William Castle simply went nuts. He came up with “Coward’s Corner,” a yellow cardboard booth, manned by a bewildered theater employee in the lobby. When the Fright Break was announced, and you found that you couldn’t take it anymore, you had to leave your seat and, in front of the entire audience, follow yellow footsteps up the aisle, bathed in a yellow light. Before you reached Coward’s Corner, you crossed yellow lines with the stenciled message: “Cowards Keep Walking.” You passed a nurse (in a yellow uniform?…I wonder), who would offer a blood-pressure test. All the while a recording was blaring, “Watch the chicken! Watch him shiver in Coward’s Corner!” As the audience howled, you had to go through one final indignity – at Coward’s Corner you were forced to sign a yellow card stating, “I am a bona fide coward.

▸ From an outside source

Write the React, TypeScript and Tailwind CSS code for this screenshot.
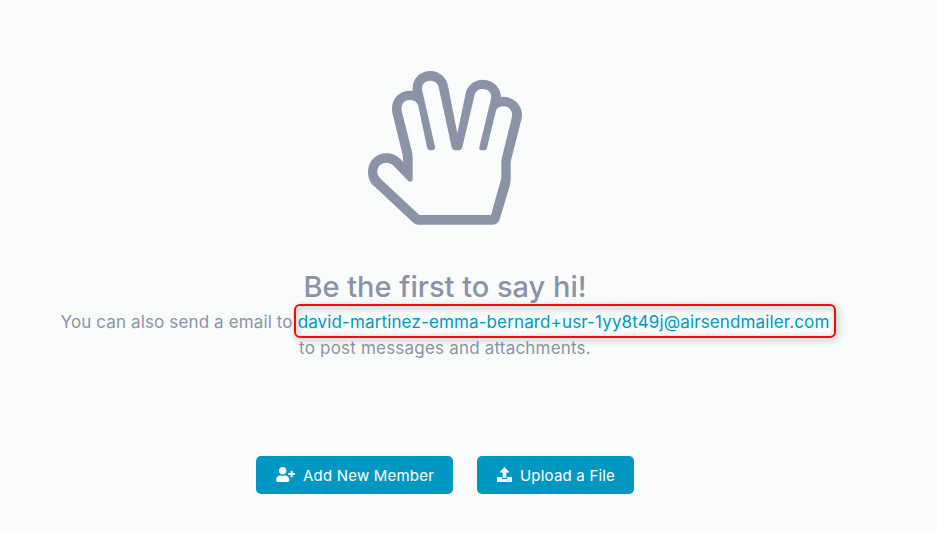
import { FaUserPlus } from "react-icons/fa";

function HandIcon() {
  return (
    <svg viewBox="39 33 462 462" className="h-[154px] w-[154px]" fill="currentColor" fillRule="evenodd">
      <path d="M39 335C39 303 64 280 95 280C113 280 126 287 137 298L145 306L143 285L112 158C106 120 130 92 165 92L173 92C170 60 192 33 226 33C252 33 275 52 279 78L307 220L332 100C337 76 358 59 384 59C416 59 438 85 438 111C475 107 501 134 501 165L500 175L467 305V358L465 375L435 475C431 489 424 494 412 494H190Q181 494 175 488L57 378C44 367 39 352 39 335ZM67 335Q67 347 75 355L193 465H408L439 355V300L471 170C474 153 463 139 445 139C434 139 426 144 423 152L396 263Q394 271 386 271H380Q371 271 373 262L408 116C412 101 401 87 383 87C372 87 362 93 359 104L322 262Q320 271 311 271H301Q292 271 290 262L251 82C249 71 240 62 226 62C210 62 198 73 202 92L240 260Q242 270 233 271H227Q218 271 216 262L190 138C187 127 178 120 165 120C148 120 137 133 140 152L171 275L173 292V357Q173 360 171 362Q166 368 160 363L114 316C109 311 102 308 93 308C79 308 67 319 67 335Z" />
    </svg>
  );
}

function UploadIcon() {
  return (
    <svg viewBox="0 0 15 15" className="mb-[2px] h-[15px] w-[15px]" fill="currentColor">
      <path d="M7.5 0L12 4.7V5.4H9.3V10.4Q9.3 11 8.7 11H6.3Q5.7 11 5.7 10.4V5.4H3V4.7Z" />
      <path d="M0.7 10H4.7V10.7Q4.7 12 6 12H9Q10.3 12 10.3 10.7V10H14.3Q15 10 15 10.7V14.3Q15 15 14.3 15H0.7Q0 15 0 14.3V10.7Q0 10 0.7 10Z" />
      <path d="M10 13H11.2V14H10ZM12.2 13H13.4V14H12.2Z" className="text-[#0098c3]" fillOpacity="0.4" />
    </svg>
  );
}

export default function App() {
  return (
    <main className="h-[533px] w-[937px] overflow-hidden bg-[#fafcfc] font-['Inter',sans-serif] text-[#8b93a7]">
      <div className="flex w-[890px] flex-col items-center pt-[71px]">
        <HandIcon />
        <h1 className="mt-[43px] text-[29px] leading-[38px] font-medium">Be the first to say hi!</h1>
        <p className="mt-[3px] text-center text-[17px] leading-[26px] tracking-[0.13px] whitespace-nowrap">
          You can also send a email to{" "}
          <span className="relative text-[#0098c3]">
            david-martinez-emma-bernard+usr-1yy8t49j@airsendmailer.com
            <span className="absolute -top-[8px] -right-[7px] -bottom-[6px] -left-[4px] rounded-[6px] border-2 border-[#f90808] drop-shadow-[2px_2px_3px_rgba(0,0,0,0.4)]" />
          </span>
          <br />
          <span className="tracking-[0.2px]">to post messages and attachments.</span>
        </p>
        <div className="mt-[95px] flex gap-6">
          <button className="flex h-[38px] w-[197px] items-center gap-2 rounded-[5px] bg-[#0098c3] pl-5 text-[15px] tracking-[0.2px] text-white">
            <FaUserPlus className="mb-[2px] h-[15px] w-[19px]" />
            <span className="pt-[2px]">Add New Member</span>
          </button>
          <button className="flex h-[38px] w-[157px] items-center gap-2 rounded-[5px] bg-[#0098c3] pl-5 text-[15px] tracking-[0.2px] text-white">
            <UploadIcon />
            <span className="pt-[2px]">Upload a File</span>
          </button>
        </div>
      </div>
    </main>
  );
}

John Waters (from the Wikipedia page)

In a trailer for the film, Castle explained the use of the Coward’s Certificate and admonished the viewer not to reveal the ending to friends “or they will kill you. If they don’t, I will.”

Mr. Sardonicus


In Mr. Sardonicus you could vote on the villain’s fate. At a certain point Castle would appear onscreen to give instructions on what to do and the audience was equipped with cards with thumbs up and thumbs down on them to vote. Supposedly the villain was never shown mercy. Not really surprising, knowing people.



Each patron was given a ‘magic’ glow-in-the-dark coin. I also have to wonder if that’s where the candy got its name from. I just looked up Zotz (candy) and they were invented in 1970 so…possible!

13 Frightened Girls


Castle held a worldwide casting call and filmed slightly different versions, highlighting each girl for show in her country. I thought that was a pretty cool idea. I doubt it was done more to keep things culturally relevant but as a gimmick but it’s still pretty neat.



Castle was told by his financial advisors to reign in the gimmicks so he went the normal route of Joan Crawford doing publicity at various theatres. He could not help himself, though, and at the last minute Castle had cardboard axes made up and handed them out to theatregoers. Much to the relief of teens everywhere, I’m sure. How disappointing would it be to go to a Castle movie and there’s just…a movie.

I Saw What You Did


This was promoted at first using giant, working telephones but after a rash of prank calls ‘Ma’ Bell slapped the banhammer down on Castle from using them for promotion he fell back on making the last row the ‘Shock Row’ with seatbelts to keep you from running in fright from the theatre.



Castle’s main gimmick for Bug was a life insurance policy on the film’s star – Hercules the cockroach.

I have to wonder if they started reigning in Castle’s gimmicks out of cost because some of them seem fairly costly, like buying the wing de-icers and paying a crew to travel to install them. Or maybe he ran out of ideas, I don’t know. But they seemed to dramatically decrease after Strait-Jacket.

I can see the issues nowadays with doing some of these but at the same time I can’t help but wish that theatres weren’t so complacent with viewership that they would go the extra mile to attract customers (or hell, even knock a damn dollar off the ticket price now and then).

In my opinion, in the reviewing world in particular, it ties into the hype when a highly anticipated movie comes out. We feel obligated almost, to rush to the theatre to be able to review a movie as soon as we can. Theatres cannot deny that they don’t benefit from this.

It does also benefit genres such as science fiction and horror. They have always been genres that fluctuate in popularity but with social media and horror and sci-fi fans finding a place to be able to talk about their passions has made theatres and products far, far more available to us.

What was your favourite gimmick? I would have loved to have experienced the Tingler one (I also realize how dirty that sounds).

Published inFocus on the Frightful


  1. Gee, what could be the gimmick for a Castle film that never got one?

    I am, I admit, a fan of “The Spirit is Willing,” a Castle-produced comedy film from 1967, which featured several of the better-known comedians of the era, ghosts, poltergeist activity, a triple role for Jill Townsend, and ghost sex (off screen, but clearly alluded to). And John Astin (Gomez from “The Addams Family” TV series of a year or two before) makes an appearance.

    Since the ghosts do engage in the aforementioned poltergeist activity, it would have been funny to have someone hurl objects in the theater (definitely not to hit anyone, of course . . . well, hmmm . . .), books and crockery being plausible items, which would have shaken up the audience. Or would it? Would the sound system have drowned out the real sounds in the theater?

    I don’t think we could arrange the ghost sex in the theater, though, do use your imagination on that one.

    Maybe a drinking game every time Jill Townsend shows up as a different character from her previous appearance?

  2. That is so cool and nostalgic. I had not heard of any of those.

    • I thought it was so creative and interesting. I really thought his reaction to people abusing the refund offer was perfect, lol

  3. It must have been really good fun! I’d pay extra happily for any of those!

    • Right? It would be so amazing!